Western Bulldogs president Peter Gordon believes the AFL has learned from the past as it grapples with establishing a new team in Tasmania.

Thirty years on from the 'Fightback' campaign that saved Footscray, Western Bulldogs president Peter Gordon doubts the AFL will attempt to relocate a team to Tasmania.

The Bulldogs on Wednesday paid tribute to the 1989 legal battle and fundraising efforts which staved off a merger with Fitzroy.

In the space of a few weeks the club secured a Supreme Court injunction, thousands rallied at Whitten Oval and advocates rattled tins on the streets of the western suburbs, raising more than $1.6 million to help ensure the Buldogs' survival.

Fitzroy went on to merge with the Brisbane Bears in 1996, while North Melbourne survived a proposed relocation to the Gold Coast in the 2000s.

The push to establish an AFL team in Tasmania has gathered momentum with North and Gold Coast spoken of as potential relocation candidates.

But reflecting on the Fightback campaign, Gordon said he doubted the AFL would attempt to again uproot an existing club.

"I don't feel that there's an existential threat to any Victorian clubs, and I don't think there is really for any AFL clubs," Gordon told AAP.

"I think there's a more enlightened mindset now ... both the AFL and importantly the Victorian government recognise what precious assets they've got in the Victorian clubs. They generate huge amounts of wealth, jobs, tourism and sponsorship opportunities.

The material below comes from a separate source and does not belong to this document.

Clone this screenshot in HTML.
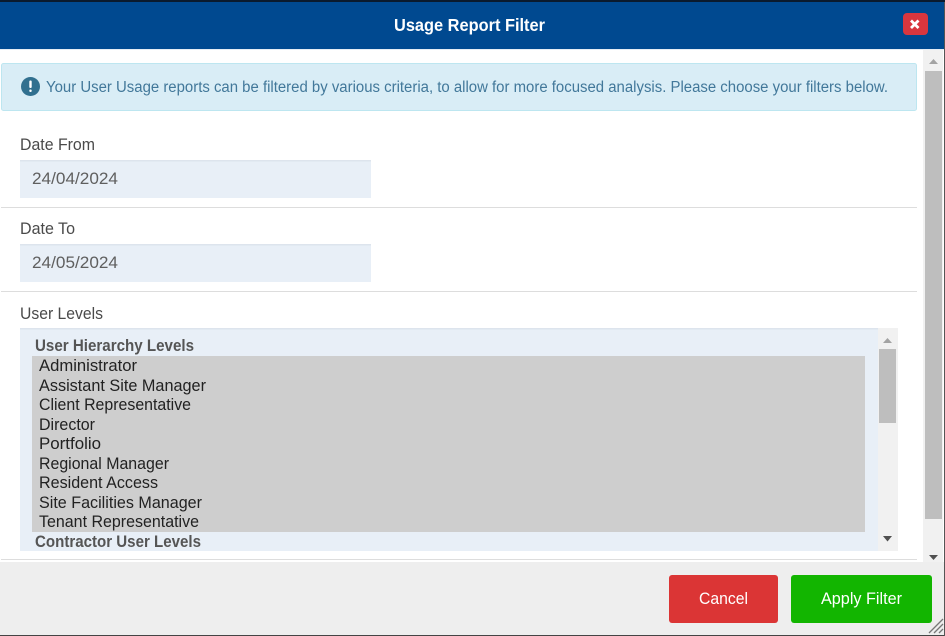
<!DOCTYPE html>
<html><head><meta charset="utf-8"><style>
html,body{margin:0;padding:0;background:#fff;width:945px;height:636px;overflow:hidden}
svg{display:block}
text{font-family:"Liberation Sans",Arial,sans-serif}
.l{font-size:16.5px;fill:#4a4a4a}
.v{font-size:16.5px;fill:#5f5f5f}
.o{font-size:16.5px;fill:#222}
.g{font-size:16.5px;font-weight:bold;fill:#555}
</style></head><body>
<svg width="945" height="636" viewBox="0 0 945 636" xmlns="http://www.w3.org/2000/svg">
<rect width="945" height="636" fill="#fff"/>
<rect width="945" height="2" fill="#0a1a2e"/>
<rect y="2" width="945" height="47" fill="#004990"/>
<rect y="49" width="945" height="1" fill="#e6edf4"/>
<text x="394" y="31" font-size="17.500" font-weight="bold" fill="#fff" textLength="151" lengthAdjust="spacingAndGlyphs">Usage Report Filter</text>
<rect x="903" y="13" width="25" height="22" rx="4" fill="#d9363e"/>
<path d="M911 20.500L918.500 28M918.500 20.500L911 28" stroke="#fff" stroke-width="2.800"/>

<rect x="1.500" y="63.500" width="915" height="47" rx="2" fill="#d9edf6" stroke="#bde6f0"/>
<circle cx="30.500" cy="86.500" r="9.500" fill="#31708f"/>
<rect x="29.300" y="80.500" width="2.400" height="7.500" rx="1" fill="#fff"/>
<rect x="29.300" y="89.500" width="2.400" height="2.500" rx="1" fill="#fff"/>
<text x="46" y="92" font-size="15.500" fill="#42789a" textLength="842" lengthAdjust="spacingAndGlyphs">Your User Usage reports can be filtered by various criteria, to allow for more focused analysis. Please choose your filters below.</text>

<text class="l" x="20" y="150" textLength="75" lengthAdjust="spacingAndGlyphs">Date From</text>
<rect x="20" y="160" width="351" height="38" fill="#e8eff7"/>
<rect x="20" y="160" width="351" height="1.500" fill="#dde4ed"/>
<text class="v" x="32" y="184" textLength="86" lengthAdjust="spacingAndGlyphs">24/04/2024</text>
<rect x="1" y="207" width="916" height="1" fill="#ddd"/>

<text class="l" x="20" y="234" textLength="55" lengthAdjust="spacingAndGlyphs">Date To</text>
<rect x="20" y="244" width="351" height="38" fill="#e8eff7"/>
<rect x="20" y="244" width="351" height="1.500" fill="#dde4ed"/>
<text class="v" x="32" y="268" textLength="86" lengthAdjust="spacingAndGlyphs">24/05/2024</text>
<rect x="1" y="291" width="916" height="1" fill="#ddd"/>

<text class="l" x="20" y="319" textLength="83" lengthAdjust="spacingAndGlyphs">User Levels</text>
<rect x="20" y="328" width="858" height="223" fill="#e8eff7"/>
<rect x="20" y="328" width="858" height="1.500" fill="#dde4ed"/>
<rect x="32" y="356" width="833" height="176" fill="#cecece"/>
<text class="g" x="35" y="351" textLength="159" lengthAdjust="spacingAndGlyphs">User Hierarchy Levels</text>
<text class="o" x="39" y="371" textLength="98" lengthAdjust="spacingAndGlyphs">Administrator</text>
<text class="o" x="39" y="391" textLength="167" lengthAdjust="spacingAndGlyphs">Assistant Site Manager</text>
<text class="o" x="39" y="410" textLength="152" lengthAdjust="spacingAndGlyphs">Client Representative</text>
<text class="o" x="39" y="430" textLength="56" lengthAdjust="spacingAndGlyphs">Director</text>
<text class="o" x="39" y="449" textLength="62" lengthAdjust="spacingAndGlyphs">Portfolio</text>
<text class="o" x="39" y="469" textLength="130" lengthAdjust="spacingAndGlyphs">Regional Manager</text>
<text class="o" x="39" y="488" textLength="119" lengthAdjust="spacingAndGlyphs">Resident Access</text>
<text class="o" x="39" y="508" textLength="163" lengthAdjust="spacingAndGlyphs">Site Facilities Manager</text>
<text class="o" x="39" y="527" textLength="160" lengthAdjust="spacingAndGlyphs">Tenant Representative</text>
<text class="g" x="35" y="547" textLength="166" lengthAdjust="spacingAndGlyphs">Contractor User Levels</text>

<rect x="878" y="328" width="20" height="223" fill="#f1f1f1"/>
<rect x="879" y="349" width="17" height="74" fill="#bebebe"/>
<path d="M883 343L892 343L887.500 338Z" fill="#a3a3a3"/>
<path d="M883 536L892 536L887.500 541.500Z" fill="#505050"/>
<rect x="1" y="559" width="916" height="1" fill="#ddd"/>

<rect x="923" y="50" width="20" height="512" fill="#f1f1f1"/>
<rect x="925" y="71" width="17" height="448" fill="#bebebe"/>
<path d="M929 64L938 64L933.500 59Z" fill="#a3a3a3"/>
<path d="M929 555L938 555L933.500 560Z" fill="#505050"/>

<rect y="562" width="945" height="73" fill="#eee"/>
<rect y="635" width="945" height="1" fill="#444"/>
<rect x="944" y="2" width="1" height="634" fill="#555"/>
<rect x="669" y="575" width="109" height="48" rx="3" fill="#db3535"/>
<text x="699" y="604" font-size="16.500" fill="#fff" textLength="49" lengthAdjust="spacingAndGlyphs">Cancel</text>
<rect x="791" y="575" width="141" height="48" rx="3" fill="#12b500"/>
<text x="821" y="604" font-size="16.500" fill="#fff" textLength="81" lengthAdjust="spacingAndGlyphs">Apply Filter</text>
<path d="M929 633L943 619M934 633L943 624M939 633L943 629" stroke="#777" stroke-width="1.300" fill="none"/>
</svg>
</body></html>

"When you talk about a new club coming in, it really needs to find $20 to $25 million in non-AFL sourced revenue every year to survive.

"I think frankly, Tasmania could do that on its ear."

The Bulldogs will celebrate the Fightback campaign with commemorative guernseys featuring their old Footscray logo when they host Melbourne in round 17.

In recent years the once cash-strapped Bulldogs have posted profits and paid down debts on the back of a drought-breaking 2016 premiership.

Gordon, whose second stint as president will end in 2021 after a total of 17 years at the helm, said the club owed plenty to those who kept it afloat in 1989.

"I reflect on the fact that we survived and have grown and prospered through some really difficult decades to a period where our value is recognised but we're also self-reliant," he said.

"I think a lot of people in the west can take a lot of pride in that. It was a fight worth fighting and it was a fight I think it's fair to say has been won."